Copy all lines in which the word "components" can be found.

# Dataset section
━━━━
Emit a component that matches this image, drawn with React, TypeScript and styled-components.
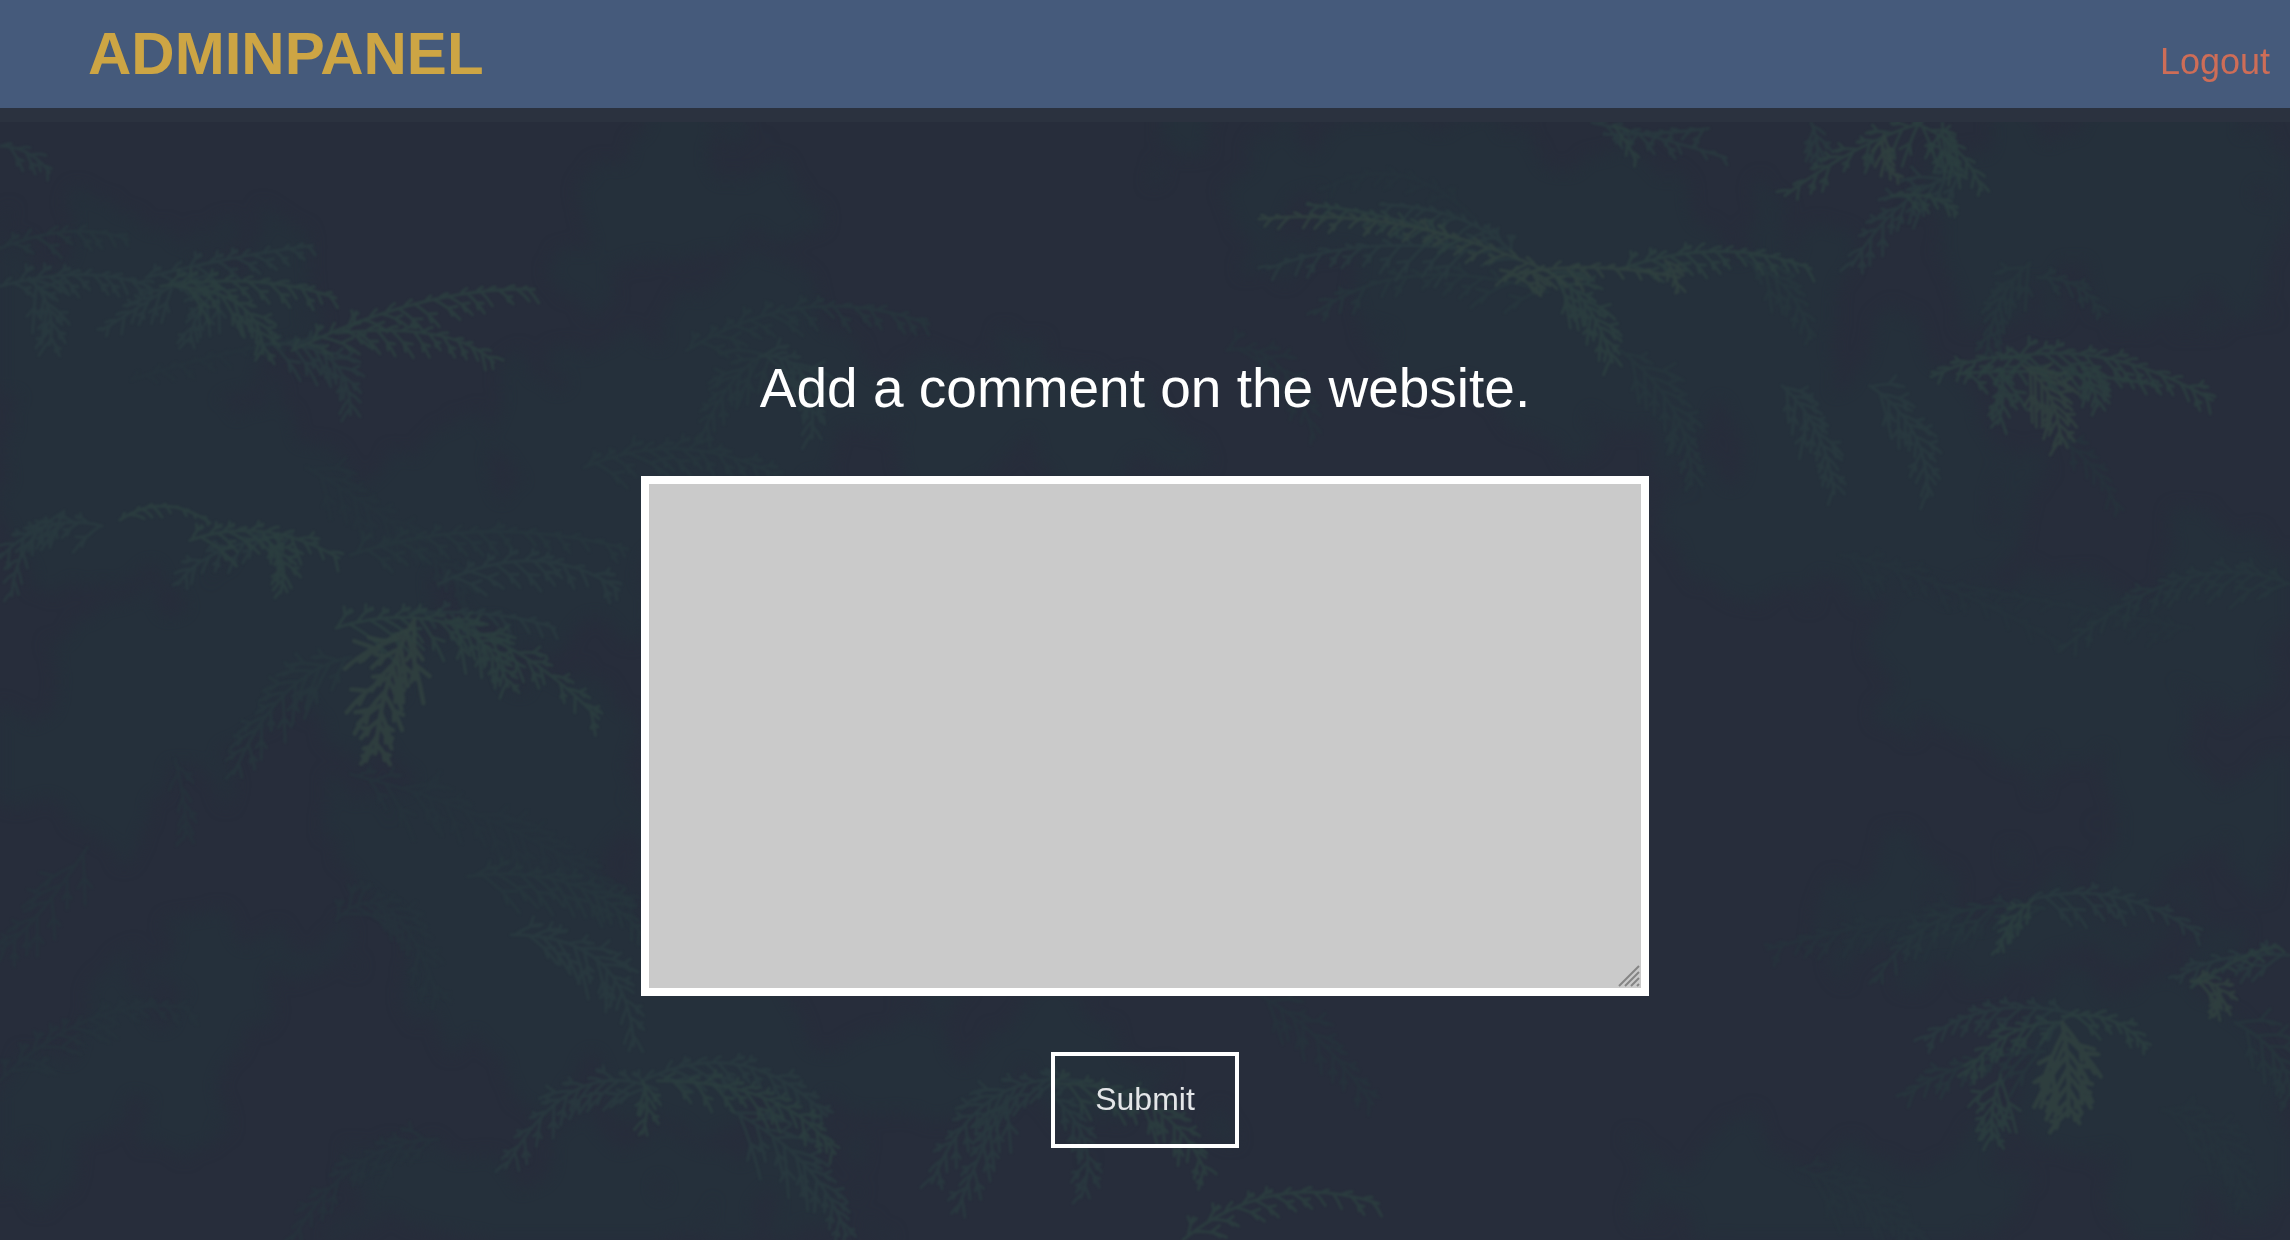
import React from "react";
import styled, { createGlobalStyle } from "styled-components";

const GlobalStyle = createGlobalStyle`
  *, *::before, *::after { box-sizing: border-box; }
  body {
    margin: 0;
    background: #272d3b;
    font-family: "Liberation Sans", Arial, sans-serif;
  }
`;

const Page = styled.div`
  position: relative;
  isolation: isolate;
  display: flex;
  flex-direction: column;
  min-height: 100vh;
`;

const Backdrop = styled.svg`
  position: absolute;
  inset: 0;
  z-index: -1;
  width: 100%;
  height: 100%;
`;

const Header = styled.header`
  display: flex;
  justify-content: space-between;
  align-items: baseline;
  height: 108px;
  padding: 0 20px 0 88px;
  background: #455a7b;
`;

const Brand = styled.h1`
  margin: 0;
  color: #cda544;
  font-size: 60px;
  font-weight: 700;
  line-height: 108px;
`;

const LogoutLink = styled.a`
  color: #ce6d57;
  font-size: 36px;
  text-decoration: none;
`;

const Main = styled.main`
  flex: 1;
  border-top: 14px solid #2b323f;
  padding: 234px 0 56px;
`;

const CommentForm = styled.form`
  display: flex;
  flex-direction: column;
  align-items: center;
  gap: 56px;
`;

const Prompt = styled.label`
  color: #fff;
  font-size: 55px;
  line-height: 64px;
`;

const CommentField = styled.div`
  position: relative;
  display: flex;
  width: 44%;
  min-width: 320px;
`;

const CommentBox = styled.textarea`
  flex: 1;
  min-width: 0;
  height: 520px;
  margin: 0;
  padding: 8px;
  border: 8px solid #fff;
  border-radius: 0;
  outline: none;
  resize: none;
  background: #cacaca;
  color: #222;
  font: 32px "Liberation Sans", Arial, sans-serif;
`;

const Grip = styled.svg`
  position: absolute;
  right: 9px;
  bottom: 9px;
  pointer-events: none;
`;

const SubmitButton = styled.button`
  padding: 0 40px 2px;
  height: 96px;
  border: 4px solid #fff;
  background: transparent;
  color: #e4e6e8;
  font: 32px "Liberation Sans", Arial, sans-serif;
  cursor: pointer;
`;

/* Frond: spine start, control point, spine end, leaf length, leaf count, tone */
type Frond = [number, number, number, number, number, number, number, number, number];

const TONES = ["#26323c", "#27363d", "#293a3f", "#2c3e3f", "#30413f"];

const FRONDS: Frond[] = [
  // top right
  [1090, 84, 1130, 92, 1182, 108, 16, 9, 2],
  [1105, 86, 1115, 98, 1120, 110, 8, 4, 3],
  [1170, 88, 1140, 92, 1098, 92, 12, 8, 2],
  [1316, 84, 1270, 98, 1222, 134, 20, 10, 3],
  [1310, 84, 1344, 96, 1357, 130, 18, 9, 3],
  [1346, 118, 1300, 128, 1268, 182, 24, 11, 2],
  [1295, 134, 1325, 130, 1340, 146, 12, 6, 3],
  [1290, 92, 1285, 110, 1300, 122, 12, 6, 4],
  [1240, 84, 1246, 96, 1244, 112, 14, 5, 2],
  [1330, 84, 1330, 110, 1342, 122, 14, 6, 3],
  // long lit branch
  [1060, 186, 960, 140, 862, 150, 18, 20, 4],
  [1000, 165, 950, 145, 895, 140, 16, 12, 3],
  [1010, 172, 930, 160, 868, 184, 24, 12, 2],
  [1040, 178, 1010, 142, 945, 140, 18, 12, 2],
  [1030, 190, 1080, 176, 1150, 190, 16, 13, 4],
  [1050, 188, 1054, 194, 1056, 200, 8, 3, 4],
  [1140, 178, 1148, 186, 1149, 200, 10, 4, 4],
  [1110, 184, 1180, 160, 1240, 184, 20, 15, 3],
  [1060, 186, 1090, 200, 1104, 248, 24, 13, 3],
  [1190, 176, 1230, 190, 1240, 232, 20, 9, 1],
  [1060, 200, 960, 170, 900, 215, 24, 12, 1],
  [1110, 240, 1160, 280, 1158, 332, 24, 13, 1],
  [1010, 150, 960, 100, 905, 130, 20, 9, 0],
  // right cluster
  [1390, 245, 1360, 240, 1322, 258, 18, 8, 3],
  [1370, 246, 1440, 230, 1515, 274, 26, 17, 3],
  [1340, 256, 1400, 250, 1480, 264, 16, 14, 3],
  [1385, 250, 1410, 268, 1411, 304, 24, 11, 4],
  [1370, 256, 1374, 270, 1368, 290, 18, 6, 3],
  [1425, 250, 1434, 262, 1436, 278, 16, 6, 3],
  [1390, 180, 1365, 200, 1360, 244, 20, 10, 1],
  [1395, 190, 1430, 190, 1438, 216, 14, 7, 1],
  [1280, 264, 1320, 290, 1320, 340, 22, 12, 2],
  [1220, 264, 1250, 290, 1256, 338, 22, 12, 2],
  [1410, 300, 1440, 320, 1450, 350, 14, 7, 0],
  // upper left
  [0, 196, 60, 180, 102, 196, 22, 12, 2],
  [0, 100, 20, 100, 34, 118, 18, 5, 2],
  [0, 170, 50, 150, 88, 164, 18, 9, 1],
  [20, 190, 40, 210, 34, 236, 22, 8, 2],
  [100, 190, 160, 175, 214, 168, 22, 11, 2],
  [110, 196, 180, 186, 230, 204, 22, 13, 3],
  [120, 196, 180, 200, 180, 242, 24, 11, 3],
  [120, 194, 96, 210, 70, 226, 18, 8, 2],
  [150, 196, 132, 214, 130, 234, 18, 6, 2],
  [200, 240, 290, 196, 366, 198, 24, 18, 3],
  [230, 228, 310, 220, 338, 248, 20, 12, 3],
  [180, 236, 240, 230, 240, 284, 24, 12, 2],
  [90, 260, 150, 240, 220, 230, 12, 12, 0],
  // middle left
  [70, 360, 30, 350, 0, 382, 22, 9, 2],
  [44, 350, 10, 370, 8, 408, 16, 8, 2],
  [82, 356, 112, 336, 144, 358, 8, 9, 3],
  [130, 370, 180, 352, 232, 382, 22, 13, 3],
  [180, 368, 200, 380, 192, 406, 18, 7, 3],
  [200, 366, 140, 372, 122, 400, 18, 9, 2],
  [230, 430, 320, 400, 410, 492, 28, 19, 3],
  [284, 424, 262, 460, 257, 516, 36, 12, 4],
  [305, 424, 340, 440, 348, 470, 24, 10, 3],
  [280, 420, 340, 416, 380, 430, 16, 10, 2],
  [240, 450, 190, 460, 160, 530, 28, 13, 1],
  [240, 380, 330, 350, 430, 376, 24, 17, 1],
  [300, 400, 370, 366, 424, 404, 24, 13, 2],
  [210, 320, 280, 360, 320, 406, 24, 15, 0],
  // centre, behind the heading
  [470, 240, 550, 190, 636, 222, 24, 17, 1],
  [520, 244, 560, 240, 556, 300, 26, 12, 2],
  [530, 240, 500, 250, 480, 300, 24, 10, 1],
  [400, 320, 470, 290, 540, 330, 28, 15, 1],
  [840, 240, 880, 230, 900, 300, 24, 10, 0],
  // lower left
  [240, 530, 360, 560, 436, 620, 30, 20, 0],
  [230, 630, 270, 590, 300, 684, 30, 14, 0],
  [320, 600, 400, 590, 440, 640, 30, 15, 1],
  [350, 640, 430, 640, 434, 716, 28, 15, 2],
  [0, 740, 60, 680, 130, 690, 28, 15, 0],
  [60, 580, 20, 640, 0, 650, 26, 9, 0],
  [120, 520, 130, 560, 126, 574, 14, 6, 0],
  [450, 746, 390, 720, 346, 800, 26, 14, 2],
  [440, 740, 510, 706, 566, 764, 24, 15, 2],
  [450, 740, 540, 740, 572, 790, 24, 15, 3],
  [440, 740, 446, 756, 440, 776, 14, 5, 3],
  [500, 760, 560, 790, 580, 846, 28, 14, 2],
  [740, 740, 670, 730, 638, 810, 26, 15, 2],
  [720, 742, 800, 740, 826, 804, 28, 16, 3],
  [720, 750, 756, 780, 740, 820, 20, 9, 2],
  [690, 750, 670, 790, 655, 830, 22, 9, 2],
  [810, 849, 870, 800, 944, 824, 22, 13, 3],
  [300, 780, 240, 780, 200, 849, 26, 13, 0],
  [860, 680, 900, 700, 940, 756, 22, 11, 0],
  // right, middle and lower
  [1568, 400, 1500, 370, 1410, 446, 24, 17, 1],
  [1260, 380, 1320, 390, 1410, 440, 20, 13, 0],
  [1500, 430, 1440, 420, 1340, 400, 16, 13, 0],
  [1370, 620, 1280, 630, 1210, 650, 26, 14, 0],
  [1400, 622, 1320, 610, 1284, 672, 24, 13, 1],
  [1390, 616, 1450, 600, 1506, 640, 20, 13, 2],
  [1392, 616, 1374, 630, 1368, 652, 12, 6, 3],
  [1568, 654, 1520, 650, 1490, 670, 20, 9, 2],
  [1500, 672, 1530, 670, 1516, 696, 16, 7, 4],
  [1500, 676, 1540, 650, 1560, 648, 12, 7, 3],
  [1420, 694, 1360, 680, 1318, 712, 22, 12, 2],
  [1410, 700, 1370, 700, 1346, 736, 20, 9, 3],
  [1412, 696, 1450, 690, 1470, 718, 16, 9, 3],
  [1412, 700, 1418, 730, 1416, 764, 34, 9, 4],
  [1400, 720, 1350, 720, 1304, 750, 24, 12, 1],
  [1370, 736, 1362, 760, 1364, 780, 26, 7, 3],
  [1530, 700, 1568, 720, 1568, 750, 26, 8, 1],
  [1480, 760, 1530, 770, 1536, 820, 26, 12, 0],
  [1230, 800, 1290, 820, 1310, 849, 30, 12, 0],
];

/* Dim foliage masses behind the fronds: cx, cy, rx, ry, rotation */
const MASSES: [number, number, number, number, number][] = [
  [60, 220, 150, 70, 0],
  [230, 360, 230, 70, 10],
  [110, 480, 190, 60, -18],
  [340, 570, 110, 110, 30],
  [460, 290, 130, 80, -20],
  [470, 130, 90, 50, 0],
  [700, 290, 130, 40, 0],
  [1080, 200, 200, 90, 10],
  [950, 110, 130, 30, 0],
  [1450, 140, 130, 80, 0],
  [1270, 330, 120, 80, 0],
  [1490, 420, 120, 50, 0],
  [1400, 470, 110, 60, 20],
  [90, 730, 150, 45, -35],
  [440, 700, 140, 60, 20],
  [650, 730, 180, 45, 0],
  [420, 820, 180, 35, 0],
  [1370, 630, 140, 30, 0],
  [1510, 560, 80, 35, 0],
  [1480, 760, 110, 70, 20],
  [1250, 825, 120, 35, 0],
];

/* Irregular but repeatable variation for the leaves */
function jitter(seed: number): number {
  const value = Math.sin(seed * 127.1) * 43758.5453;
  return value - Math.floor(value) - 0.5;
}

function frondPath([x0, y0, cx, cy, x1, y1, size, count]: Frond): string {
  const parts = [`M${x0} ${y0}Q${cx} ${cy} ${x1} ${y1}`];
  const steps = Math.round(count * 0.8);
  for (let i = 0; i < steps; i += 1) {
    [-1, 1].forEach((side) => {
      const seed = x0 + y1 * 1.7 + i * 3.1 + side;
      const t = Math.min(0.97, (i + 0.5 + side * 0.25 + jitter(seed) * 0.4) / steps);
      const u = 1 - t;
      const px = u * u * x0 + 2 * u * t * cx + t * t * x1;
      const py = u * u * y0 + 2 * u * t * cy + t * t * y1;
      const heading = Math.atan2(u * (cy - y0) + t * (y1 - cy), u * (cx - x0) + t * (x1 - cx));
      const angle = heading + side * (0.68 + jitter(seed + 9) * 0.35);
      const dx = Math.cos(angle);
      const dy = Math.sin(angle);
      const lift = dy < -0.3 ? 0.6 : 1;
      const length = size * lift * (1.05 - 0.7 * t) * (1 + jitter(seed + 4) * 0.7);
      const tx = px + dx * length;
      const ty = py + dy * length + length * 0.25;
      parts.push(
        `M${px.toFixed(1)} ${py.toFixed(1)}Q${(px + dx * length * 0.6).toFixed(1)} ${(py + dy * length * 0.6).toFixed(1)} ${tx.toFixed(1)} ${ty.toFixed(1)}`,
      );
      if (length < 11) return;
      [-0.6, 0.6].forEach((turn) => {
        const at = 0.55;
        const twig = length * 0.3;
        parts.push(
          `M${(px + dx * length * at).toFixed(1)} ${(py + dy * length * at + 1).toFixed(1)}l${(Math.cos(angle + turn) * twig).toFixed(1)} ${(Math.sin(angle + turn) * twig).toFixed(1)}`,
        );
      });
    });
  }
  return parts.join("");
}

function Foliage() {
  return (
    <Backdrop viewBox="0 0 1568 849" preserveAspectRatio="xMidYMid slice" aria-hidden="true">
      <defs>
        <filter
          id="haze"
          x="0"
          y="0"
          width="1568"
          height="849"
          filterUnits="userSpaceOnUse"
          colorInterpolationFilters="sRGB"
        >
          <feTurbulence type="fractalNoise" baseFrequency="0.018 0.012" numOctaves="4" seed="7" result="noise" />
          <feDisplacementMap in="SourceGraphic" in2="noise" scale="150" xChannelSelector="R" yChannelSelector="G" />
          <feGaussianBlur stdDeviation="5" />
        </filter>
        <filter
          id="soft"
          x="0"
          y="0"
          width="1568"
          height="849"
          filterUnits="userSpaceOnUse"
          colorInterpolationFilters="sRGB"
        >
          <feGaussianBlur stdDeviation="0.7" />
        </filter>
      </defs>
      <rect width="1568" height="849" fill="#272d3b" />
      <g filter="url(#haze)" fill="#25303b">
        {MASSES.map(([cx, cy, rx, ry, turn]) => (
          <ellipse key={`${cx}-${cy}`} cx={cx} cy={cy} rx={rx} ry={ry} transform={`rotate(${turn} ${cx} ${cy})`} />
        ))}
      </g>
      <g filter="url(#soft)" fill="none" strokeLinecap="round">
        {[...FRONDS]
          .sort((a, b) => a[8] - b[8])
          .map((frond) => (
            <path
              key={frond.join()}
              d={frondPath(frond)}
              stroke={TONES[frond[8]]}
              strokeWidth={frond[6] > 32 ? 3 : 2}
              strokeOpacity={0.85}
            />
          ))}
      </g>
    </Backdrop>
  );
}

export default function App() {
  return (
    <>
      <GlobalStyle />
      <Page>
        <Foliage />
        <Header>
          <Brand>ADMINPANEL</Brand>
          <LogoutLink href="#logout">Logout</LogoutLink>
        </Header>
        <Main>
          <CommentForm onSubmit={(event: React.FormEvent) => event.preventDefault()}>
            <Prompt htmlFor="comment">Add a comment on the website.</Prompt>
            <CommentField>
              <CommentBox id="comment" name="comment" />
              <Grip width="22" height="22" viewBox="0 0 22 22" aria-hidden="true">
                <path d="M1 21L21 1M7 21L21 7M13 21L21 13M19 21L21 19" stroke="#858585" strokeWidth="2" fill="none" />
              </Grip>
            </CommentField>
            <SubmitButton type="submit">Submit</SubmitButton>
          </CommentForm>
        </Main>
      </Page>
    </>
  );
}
━━━━
# Exercise result
Emit a component that matches this image, drawn with React, TypeScript and styled-components.
import styled, { createGlobalStyle } from "styled-components";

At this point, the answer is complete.